Caucus of African American Leaders, ACLU Challenge Free Speech Restrictions at Lawyers' Mall

January 16, 2018

Download 1/12/18 letter to Department of General Services


Caucus of African American Leaders, ACLU Challenge

Free Speech Restrictions at Lawyers' Mall


State Used Unconstitutional Regulation to Block Civil Rights Group from Raising Funds for a Maryland Victim of the Las Vegas Mass Shooting


CONTACT: Meredith Curtis Goode;; 443-310-9946

ANNAPOLIS - When March on Maryland, Anne Arundel County Indivisible, and the Caucus of African American Leaders (CAAL) sought to organize a candlelight vigil for victims of last Fall's mass shooting in Las Vegas and to raise funds for a victim from Annapolis, the groups were unconstitutionally blocked from doing so on Lawyers' Mall by the Department of General Services (DGS), citing rules prohibiting solicitation on state grounds. Now, the American Civil Liberties Union (ACLU) of Maryland has informed the state of the group's intent to file suit if the rule is not immediately suspended, noting that numerous groups have already planned demonstrations during the 2018 General Assembly session and the state has refused to reform this regulation in the past, despite warnings about its illegality. 

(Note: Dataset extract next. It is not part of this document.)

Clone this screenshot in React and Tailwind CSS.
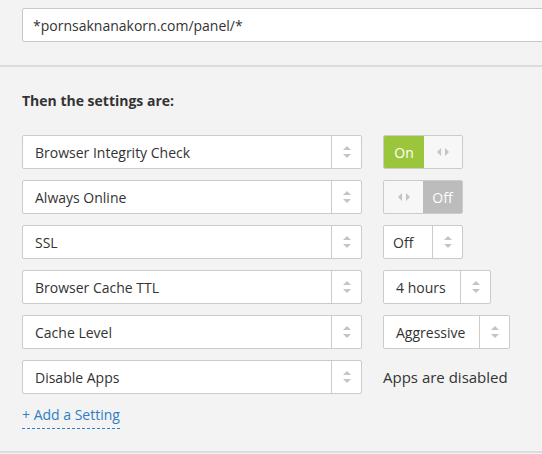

"The right to solicit support for just causes should not be infringed upon by the state of Maryland," Carl Snowden, Convenor of the Caucus of African American Leaders. "We join with other progressive groups in demanding that the state eliminate this unconstitutional rule."


Constitutional speech protections are at their highest in areas that the public historically and traditionally has used to engage in the sharing of ideas and information. Graced by a statue of constitutional hero Thurgood Marshall, Lawyers' Mall historically has served as an open forum for public use in statehouse demonstrations, protests and gatherings, and thus is clearly a "traditional public forum" that allows the broadest free expression.  Furthermore, the Supreme Court long ago ruled that political soliciting and solicitation of monetary donations constitute protected speech under the First Amendment.  Yet both are prohibited by the DGS rule.


"It is an egregious affront to the Constitution for the state to block Marylanders from exercising their First Amendment rights on the grounds of Maryland's quintessential site for vigils, rallies, and demonstrations, right there in Thurgood Marshall's shadow," said Deborah Jeon, Legal Director for the ACLU of Maryland. "We are asking the State to immediately suspend this unconstitutional regulation, to ensure that the First Amendment freedoms of all groups organizing on Lawyers' Mall during the 2018 legislative session are protected." 


In 2011, the ACLU advised DGS and its attorneys that the soliciting ban was unconstitutional as applied to a public area like Lawyers' Mall. Del. Peter Hammen (then the Chairman of the House Health and Government Operations Committee) asked the General Assembly's chief counsel to convene and chair a workgroup to review the regulations regarding expressive conduct on State-owned properties. The ACLU's David Rocah was asked to participate in the workgroup and at their request produced a comprehensive review of Maryland state regulations governing speech rights on public properties, including the DGS soliciting ban. But despite Rocah's advice that the DGS rule violated the First Amendment and should be changed, DGS failed to take any action to amend the regulation at that time, or in the years since.